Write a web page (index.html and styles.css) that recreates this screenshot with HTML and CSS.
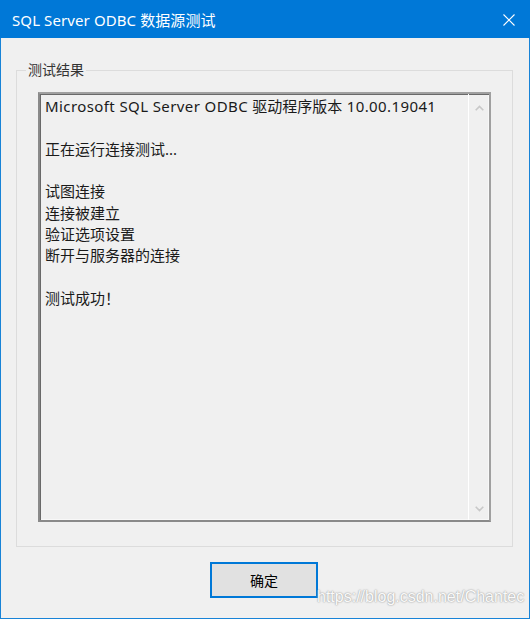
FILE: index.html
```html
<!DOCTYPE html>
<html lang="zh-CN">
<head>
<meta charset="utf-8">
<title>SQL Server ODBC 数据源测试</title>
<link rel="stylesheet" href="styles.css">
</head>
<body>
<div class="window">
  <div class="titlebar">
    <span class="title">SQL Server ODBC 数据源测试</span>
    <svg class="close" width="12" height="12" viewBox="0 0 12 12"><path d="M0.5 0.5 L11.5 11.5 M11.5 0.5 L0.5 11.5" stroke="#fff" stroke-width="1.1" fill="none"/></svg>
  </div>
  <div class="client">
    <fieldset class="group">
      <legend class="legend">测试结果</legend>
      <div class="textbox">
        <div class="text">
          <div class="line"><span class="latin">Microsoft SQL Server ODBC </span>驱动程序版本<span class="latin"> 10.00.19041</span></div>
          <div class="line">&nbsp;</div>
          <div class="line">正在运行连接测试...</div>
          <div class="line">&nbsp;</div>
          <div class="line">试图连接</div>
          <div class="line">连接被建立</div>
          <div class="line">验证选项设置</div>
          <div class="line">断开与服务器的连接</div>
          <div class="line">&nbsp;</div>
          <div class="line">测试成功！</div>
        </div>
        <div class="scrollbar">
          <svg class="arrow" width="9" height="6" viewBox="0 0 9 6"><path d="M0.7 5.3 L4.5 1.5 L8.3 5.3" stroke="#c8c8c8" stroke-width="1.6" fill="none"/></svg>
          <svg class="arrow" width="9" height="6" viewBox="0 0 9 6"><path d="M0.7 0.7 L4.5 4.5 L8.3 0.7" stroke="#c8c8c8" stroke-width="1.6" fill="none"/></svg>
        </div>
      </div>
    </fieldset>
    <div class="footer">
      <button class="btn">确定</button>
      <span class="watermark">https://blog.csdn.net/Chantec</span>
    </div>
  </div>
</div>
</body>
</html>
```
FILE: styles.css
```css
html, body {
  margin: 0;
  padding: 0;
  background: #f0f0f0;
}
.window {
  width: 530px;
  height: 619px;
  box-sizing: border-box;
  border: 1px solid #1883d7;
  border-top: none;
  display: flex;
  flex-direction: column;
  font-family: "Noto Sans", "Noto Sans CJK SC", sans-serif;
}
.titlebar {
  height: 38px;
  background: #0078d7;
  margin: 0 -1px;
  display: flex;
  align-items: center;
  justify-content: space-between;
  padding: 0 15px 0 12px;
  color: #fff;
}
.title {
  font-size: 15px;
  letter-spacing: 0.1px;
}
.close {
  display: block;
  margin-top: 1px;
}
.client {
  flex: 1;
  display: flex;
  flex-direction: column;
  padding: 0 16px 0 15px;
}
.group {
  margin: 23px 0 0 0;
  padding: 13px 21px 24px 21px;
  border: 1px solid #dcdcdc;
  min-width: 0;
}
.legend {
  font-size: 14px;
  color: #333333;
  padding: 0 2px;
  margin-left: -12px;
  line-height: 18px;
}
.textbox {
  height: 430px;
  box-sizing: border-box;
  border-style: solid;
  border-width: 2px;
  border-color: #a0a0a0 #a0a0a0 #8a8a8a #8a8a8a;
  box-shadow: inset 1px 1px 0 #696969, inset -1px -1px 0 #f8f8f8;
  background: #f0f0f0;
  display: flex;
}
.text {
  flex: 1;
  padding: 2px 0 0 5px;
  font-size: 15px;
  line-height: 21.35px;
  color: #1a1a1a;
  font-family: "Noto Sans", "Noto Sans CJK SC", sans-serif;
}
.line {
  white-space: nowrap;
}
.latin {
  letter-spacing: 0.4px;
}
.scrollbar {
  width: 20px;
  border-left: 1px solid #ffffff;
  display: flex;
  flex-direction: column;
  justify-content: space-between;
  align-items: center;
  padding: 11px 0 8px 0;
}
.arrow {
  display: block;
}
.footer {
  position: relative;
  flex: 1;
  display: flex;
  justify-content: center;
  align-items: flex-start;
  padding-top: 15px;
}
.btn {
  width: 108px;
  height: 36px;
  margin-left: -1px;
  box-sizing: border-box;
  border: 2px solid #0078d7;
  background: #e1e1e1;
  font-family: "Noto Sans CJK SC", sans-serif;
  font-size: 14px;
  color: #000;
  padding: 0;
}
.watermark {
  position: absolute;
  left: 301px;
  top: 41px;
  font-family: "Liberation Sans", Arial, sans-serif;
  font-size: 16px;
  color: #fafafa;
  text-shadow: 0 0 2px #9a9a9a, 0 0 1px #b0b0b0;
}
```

***

What needs to be done ->
Leave out the pictures and restate everything else word for word.

Result for this task ->
Write a web page (index.html and styles.css) that recreates this screenshot with HTML and CSS.
FILE: index.html
```html
<!DOCTYPE html>
<html lang="zh-CN">
<head>
<meta charset="utf-8">
<title>SQL Server ODBC 数据源测试</title>
<link rel="stylesheet" href="styles.css">
</head>
<body>
<div class="window">
  <div class="titlebar">
    <span class="title">SQL Server ODBC 数据源测试</span>
    <svg class="close" width="12" height="12" viewBox="0 0 12 12"><path d="M0.5 0.5 L11.5 11.5 M11.5 0.5 L0.5 11.5" stroke="#fff" stroke-width="1.1" fill="none"/></svg>
  </div>
  <div class="client">
    <fieldset class="group">
      <legend class="legend">测试结果</legend>
      <div class="textbox">
        <div class="text">
          <div class="line"><span class="latin">Microsoft SQL Server ODBC </span>驱动程序版本<span class="latin"> 10.00.19041</span></div>
          <div class="line">&nbsp;</div>
          <div class="line">正在运行连接测试...</div>
          <div class="line">&nbsp;</div>
          <div class="line">试图连接</div>
          <div class="line">连接被建立</div>
          <div class="line">验证选项设置</div>
          <div class="line">断开与服务器的连接</div>
          <div class="line">&nbsp;</div>
          <div class="line">测试成功！</div>
        </div>
        <div class="scrollbar">
          <svg class="arrow" width="9" height="6" viewBox="0 0 9 6"><path d="M0.7 5.3 L4.5 1.5 L8.3 5.3" stroke="#c8c8c8" stroke-width="1.6" fill="none"/></svg>
          <svg class="arrow" width="9" height="6" viewBox="0 0 9 6"><path d="M0.7 0.7 L4.5 4.5 L8.3 0.7" stroke="#c8c8c8" stroke-width="1.6" fill="none"/></svg>
        </div>
      </div>
    </fieldset>
    <div class="footer">
      <button class="btn">确定</button>
      <span class="watermark">https://blog.csdn.net/Chantec</span>
    </div>
  </div>
</div>
</body>
</html>
```
FILE: styles.css
```css
html, body {
  margin: 0;
  padding: 0;
  background: #f0f0f0;
}
.window {
  width: 530px;
  height: 619px;
  box-sizing: border-box;
  border: 1px solid #1883d7;
  border-top: none;
  display: flex;
  flex-direction: column;
  font-family: "Noto Sans", "Noto Sans CJK SC", sans-serif;
}
.titlebar {
  height: 38px;
  background: #0078d7;
  margin: 0 -1px;
  display: flex;
  align-items: center;
  justify-content: space-between;
  padding: 0 15px 0 12px;
  color: #fff;
}
.title {
  font-size: 15px;
  letter-spacing: 0.1px;
}
.close {
  display: block;
  margin-top: 1px;
}
.client {
  flex: 1;
  display: flex;
  flex-direction: column;
  padding: 0 16px 0 15px;
}
.group {
  margin: 23px 0 0 0;
  padding: 13px 21px 24px 21px;
  border: 1px solid #dcdcdc;
  min-width: 0;
}
.legend {
  font-size: 14px;
  color: #333333;
  padding: 0 2px;
  margin-left: -12px;
  line-height: 18px;
}
.textbox {
  height: 430px;
  box-sizing: border-box;
  border-style: solid;
  border-width: 2px;
  border-color: #a0a0a0 #a0a0a0 #8a8a8a #8a8a8a;
  box-shadow: inset 1px 1px 0 #696969, inset -1px -1px 0 #f8f8f8;
  background: #f0f0f0;
  display: flex;
}
.text {
  flex: 1;
  padding: 2px 0 0 5px;
  font-size: 15px;
  line-height: 21.35px;
  color: #1a1a1a;
  font-family: "Noto Sans", "Noto Sans CJK SC", sans-serif;
}
.line {
  white-space: nowrap;
}
.latin {
  letter-spacing: 0.4px;
}
.scrollbar {
  width: 20px;
  border-left: 1px solid #ffffff;
  display: flex;
  flex-direction: column;
  justify-content: space-between;
  align-items: center;
  padding: 11px 0 8px 0;
}
.arrow {
  display: block;
}
.footer {
  position: relative;
  flex: 1;
  display: flex;
  justify-content: center;
  align-items: flex-start;
  padding-top: 15px;
}
.btn {
  width: 108px;
  height: 36px;
  margin-left: -1px;
  box-sizing: border-box;
  border: 2px solid #0078d7;
  background: #e1e1e1;
  font-family: "Noto Sans CJK SC", sans-serif;
  font-size: 14px;
  color: #000;
  padding: 0;
}
.watermark {
  position: absolute;
  left: 301px;
  top: 41px;
  font-family: "Liberation Sans", Arial, sans-serif;
  font-size: 16px;
  color: #fafafa;
  text-shadow: 0 0 2px #9a9a9a, 0 0 1px #b0b0b0;
}
```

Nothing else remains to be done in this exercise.